As for my career, well, I have been to only one interview, but it went so well that there's a good chance I'll get the job…and if I don't, fuck it, my resume looks awesome and the interview gave me the confidence to keep right on looking. Basically though this will come down to how much they choose to pay me, heehee. Many, many thanks go out to Michelle for just handing over my contact info, as it basically forced me to put myself out there, and it paid off. I needed that push. Thank you.

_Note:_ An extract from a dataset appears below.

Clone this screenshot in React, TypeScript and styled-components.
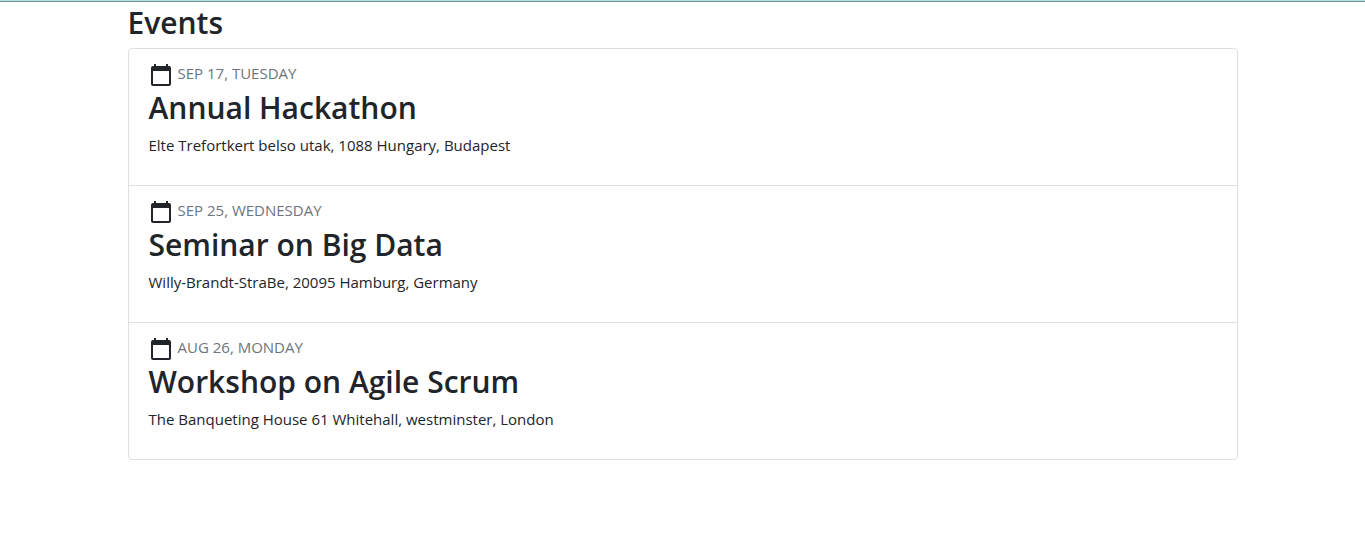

That boost in confidence, coupled with a hot(ter) body and a full-on acceptance of the fact that even if I'm not gaming 24/7 I am still a huge nerd (*cough*UNIFIED*cough*) have basically had me sitting very comfortably with myself. A couple of bouts with boy drama, while saddening at the time, have pretty much left me unscathed and confident enough to move on and just be myself and do my thing. I like this feeling. It's new to me. I am no longer afraid of walking through a door that will close itself behind me, because I know that no matter what's in the room I just entered, I will be fine.

I no longer hear my parents' voices in my head, I no longer care about impressing anyone but my damned self, and that, my friends, is a wonderful feeling. For those of you who knew me more than 6 months ago, you know how big this is for me.

Thank you to every single person who's helped me get to this point. All of you know who you are.

On a sadder note, though, much love goes out to Matt. I love you kid, I really do. You are a big part of my life and I will never, ever forget you. I have so much respect for you, for the kind of person you are. There are so many people twice, thrice your age who couldn't hope to be half the man you already are. Stay strong, and I know you will, no matter what.

I kinda have to cut this short right here. There is still a lot to say, but I imagine there's plenty of time for me to get to it.